Security and reliability
The peripheral mix can also come to play in terms of system security and reliability. For example, the Kinetis K60 family has Freescale's DryIce functionality that monitors voltage, temperature, and other conditions that could prove harmful to reliable operations. The high-end processors also include tamper-detection features, a random number generator, and a hardware-encryption processor (Fig. 5) for secure data transmission and storage.
Figure 5: The Freescale Kinetis K60 MCU family includes a block of Security and Integrity functions (bottom left) that can enable tamper-proof system designs and reliable data communications and storage.

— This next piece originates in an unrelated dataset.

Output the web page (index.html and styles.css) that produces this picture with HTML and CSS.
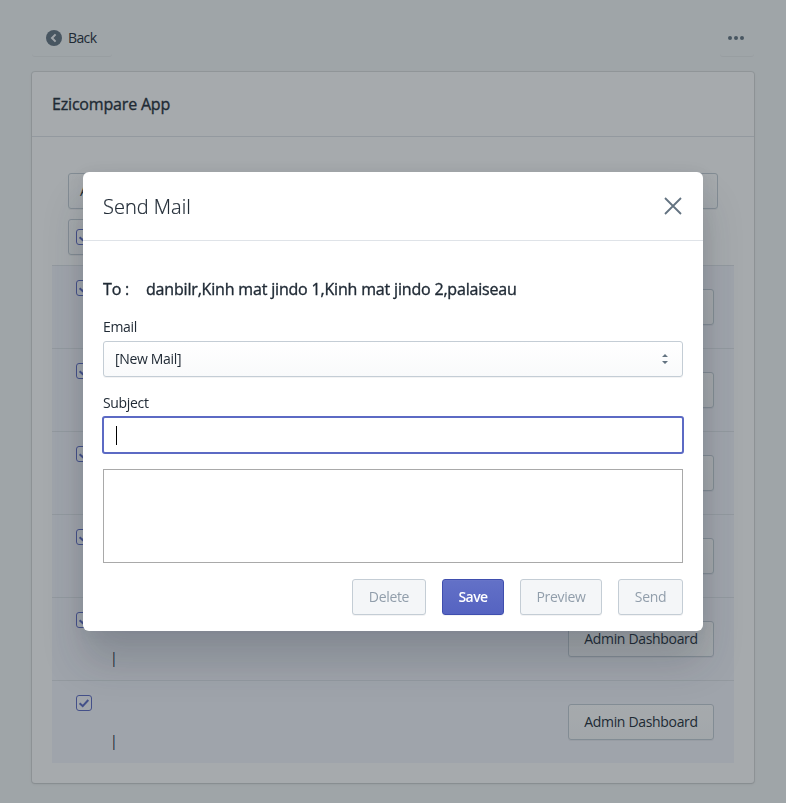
FILE: index.html
```
<!DOCTYPE html>
<html lang="en">
<head>
<meta charset="utf-8">
<title>Ezicompare App</title>
<link rel="stylesheet" href="styles.css">
</head>
<body>
<svg class="defs" width="0" height="0">
  <symbol id="check" viewBox="0 0 14 14"><path d="M2.6 7.2 5.7 10.1 11.3 4" fill="none" stroke="currentColor" stroke-width="2"/></symbol>
</svg>
<div class="page">
  <div class="topbar">
    <button class="plain"><svg width="16" height="16" viewBox="0 0 16 16"><circle cx="8" cy="8" r="8" fill="#637381"/><path d="M9.6 4.4 6 8l3.6 3.6" fill="none" stroke="#f4f6f8" stroke-width="2"/></svg><span class="back">Back</span></button>
    <button class="plain more"><svg width="16" height="4" viewBox="0 0 16 4" fill="#637381"><circle cx="2" cy="2" r="2"/><circle cx="8" cy="2" r="2"/><circle cx="14" cy="2" r="2"/></svg></button>
  </div>
  <div class="card">
    <h2 class="card-title"><span>Ezicompare App</span></h2>
    <div class="filters">
      <div class="btn filter-all">All</div>
      <div class="btn filter-check"><span class="check"><svg><use href="#check"/></svg></span></div>
    </div>
    <div class="list">
      <div class="row"><span class="check"><svg><use href="#check"/></svg></span><div class="btn admin"></div></div>
      <div class="row"><span class="check"><svg><use href="#check"/></svg></span><div class="btn admin"></div></div>
      <div class="row"><span class="check"><svg><use href="#check"/></svg></span><div class="btn admin"></div></div>
      <div class="row"><span class="check"><svg><use href="#check"/></svg></span><div class="btn admin"></div></div>
      <div class="row"><span class="check"><svg><use href="#check"/></svg></span><span class="pipe">|</span><div class="btn admin"><span>Admin Dashboard</span></div></div>
      <div class="row"><span class="check"><svg><use href="#check"/></svg></span><span class="pipe">|</span><div class="btn admin"><span>Admin Dashboard</span></div></div>
    </div>
  </div>
</div>
<div class="backdrop">
  <div class="modal">
    <div class="modal-head">
      <h1 class="modal-title">Send Mail</h1>
      <svg width="18" height="18" viewBox="0 0 18 18"><path d="M1 1 17 17M17 1 1 17" stroke="#637381" stroke-width="1.8"/></svg>
    </div>
    <div class="modal-body">
      <div class="to"><span class="to-label">To :</span><span class="to-names">danbilr,Kinh mat jindo 1,Kinh mat jindo 2,palaiseau</span></div>
      <div class="label email-label"><span>Email</span></div>
      <div class="btn select"><span class="select-value">[New Mail]</span><svg width="6" height="10" viewBox="0 0 6 10" fill="#637381"><path d="M0 3 3 0 6 3zM0 7 3 10 6 7z"/></svg></div>
      <div class="label subject-label"><span>Subject</span></div>
      <div class="input"><span class="caret"></span></div>
      <div class="textarea"></div>
      <div class="actions">
        <div class="btn disabled delete"><span>Delete</span></div>
        <div class="btn primary save"><span>Save</span></div>
        <div class="btn disabled preview"><span>Preview</span></div>
        <div class="btn disabled send"><span>Send</span></div>
      </div>
    </div>
  </div>
</div>
</body>
</html>
```

FILE: styles.css
```
* { box-sizing: border-box; }
body {
  margin: 0;
  height: 803px;
  overflow: hidden;
  background: #f4f7f7;
  color: #212b36;
  font: 14px/20px "Segoe UI", "Open Sans", sans-serif;
  letter-spacing: -0.33px;
}
h1, h2 { margin: 0; }
.defs { display: block; height: 0; }
.page { padding: 20px 32px; }
.topbar { display: flex; justify-content: space-between; height: 52px; }
.plain {
  display: flex;
  align-items: center;
  gap: 6px;
  width: 80px;
  height: 36px;
  padding: 0 0 0 14px;
  border: 0;
  border-radius: 3px;
  background: transparent;
  box-shadow: 0 1px 0 rgba(22, 29, 37, .05);
  color: inherit;
  font: inherit;
  letter-spacing: -0.6px;
}
.more { width: 34px; padding-left: 8px; }
.card {
  height: 711px;
  background: #fff;
  border-radius: 3px;
  box-shadow: 0 0 0 1px rgba(63, 63, 68, .12), 0 1px 3px rgba(63, 63, 68, .15);
}
.card-title {
  height: 65px;
  padding: 20px;
  border-bottom: 1px solid #dfe3e8;
  font-size: 16px;
  line-height: 24px;
  font-weight: 400;
  letter-spacing: -0.18px;
  -webkit-text-stroke: 0.35px currentColor;
}
.filters {
  display: flex;
  flex-direction: column;
  gap: 10px;
  height: 128px;
  padding: 36px 36px 0;
}
.btn {
  display: flex;
  align-items: center;
  justify-content: center;
  height: 36px;
  flex: none;
  border: 1px solid #c4cdd5;
  border-radius: 3px;
  background: linear-gradient(#fff, #f9fafb);
  box-shadow: 0 1px 0 rgba(22, 29, 37, .05);
  white-space: nowrap;
}
.filter-all { justify-content: flex-start; padding-left: 11px; }
.filter-check { width: 50px; justify-content: flex-start; padding-left: 7px; }
.check {
  display: block;
  width: 16px;
  height: 16px;
  border: 1px solid #5c6ac4;
  border-radius: 3px;
  background: #fff;
  color: #5c6ac4;
}
.check svg { display: block; width: 14px; height: 14px; }
.list { margin: 0 20px; }
.row {
  display: flex;
  height: 83px;
  padding: 14px 20px 0 24px;
  border-top: 1px solid #dfe3e8;
  background: #f4f5fc;
}
.row .check { background: #f8f9fe; }
.pipe { margin: 36px 0 0 18px; }
.admin { width: 146px; margin: 9px 0 0 auto; }
.backdrop {
  position: fixed;
  inset: 0;
  display: flex;
  align-items: center;
  justify-content: center;
  background: rgba(33, 43, 50, .4);
}
.modal {
  width: 620px;
  height: 459px;
  background: #fff;
  border-radius: 6px;
  box-shadow: 0 31px 41px 0 rgba(32, 42, 53, .2), 0 2px 16px 0 rgba(32, 42, 54, .08);
}
.modal-head {
  display: flex;
  align-items: center;
  justify-content: space-between;
  height: 69px;
  padding: 0 21px 0 20px;
  border-bottom: 1px solid #dfe3e8;
}
.modal-title {
  padding-top: 2px;
  font-size: 20px;
  line-height: 28px;
  font-weight: 300;
  letter-spacing: 0;
  -webkit-text-stroke: 0.2px currentColor;
}
.modal-body { padding: 36px 20px 0; }
.to {
  display: flex;
  height: 24px;
  font-size: 16px;
  line-height: 24px;
  letter-spacing: -0.18px;
  -webkit-text-stroke: 0.35px currentColor;
}
.to-label { width: 43px; }
.label { height: 20px; }
.email-label { margin: 16px 0 4px; }
.subject-label { margin: 16px 0 3px; }
.select { justify-content: space-between; padding: 0 14px 0 11px; }
.input {
  display: flex;
  align-items: center;
  height: 38px;
  margin: 0 -1px;
  padding-left: 12px;
  border: 2px solid #5c6ac4;
  border-radius: 3px;
}
.caret { width: 1px; height: 19px; background: #000; }
.textarea { height: 94px; margin-top: 15px; border: 1px solid #a9a9a9; }
.actions { display: flex; justify-content: flex-end; gap: 16px; margin-top: 16px; }
.disabled { background: #f4f6f8; color: #919eab; }
.primary {
  border-color: #3f4eae;
  background: linear-gradient(#6371c7, #5563c1);
  box-shadow: inset 0 1px 0 #6774c8, 0 1px 0 rgba(22, 29, 37, .05);
  color: #fff;
  font-weight: 600;
}
.save span { letter-spacing: -0.6px; }
.delete { width: 74px; }
.save { width: 62px; }
.preview { width: 82px; }
.send { width: 65px; }
```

ST has also announced security capabilities for two new ST32F4 family DSCs due soon. The features will include a crypto/hash processor and a random number generator.
The growing universe of ARM-Cortex-based MCUs makes the technology an attractive choice for embedded design teams. You have a wide selection of development tools available from the IC vendors and third parties for the software-compatible cores. Additionally, within each semiconductor vendor, the families generally include compatible peripherals making the MCUs software compatible at the system level.
Addressing the ARM trend, Freescale's Bock said, "It's hard to deny the market pull that ARM is capturing in the industry."
Design teams now have a broad range of choices in DSP-enabled Cortex-M4 products to go along with the earlier ARM-based offerings. As we discussed here, the mix of peripheral and memory choices can support most any application. Moreover, design teams can develop scalable products with pin and software compatibility.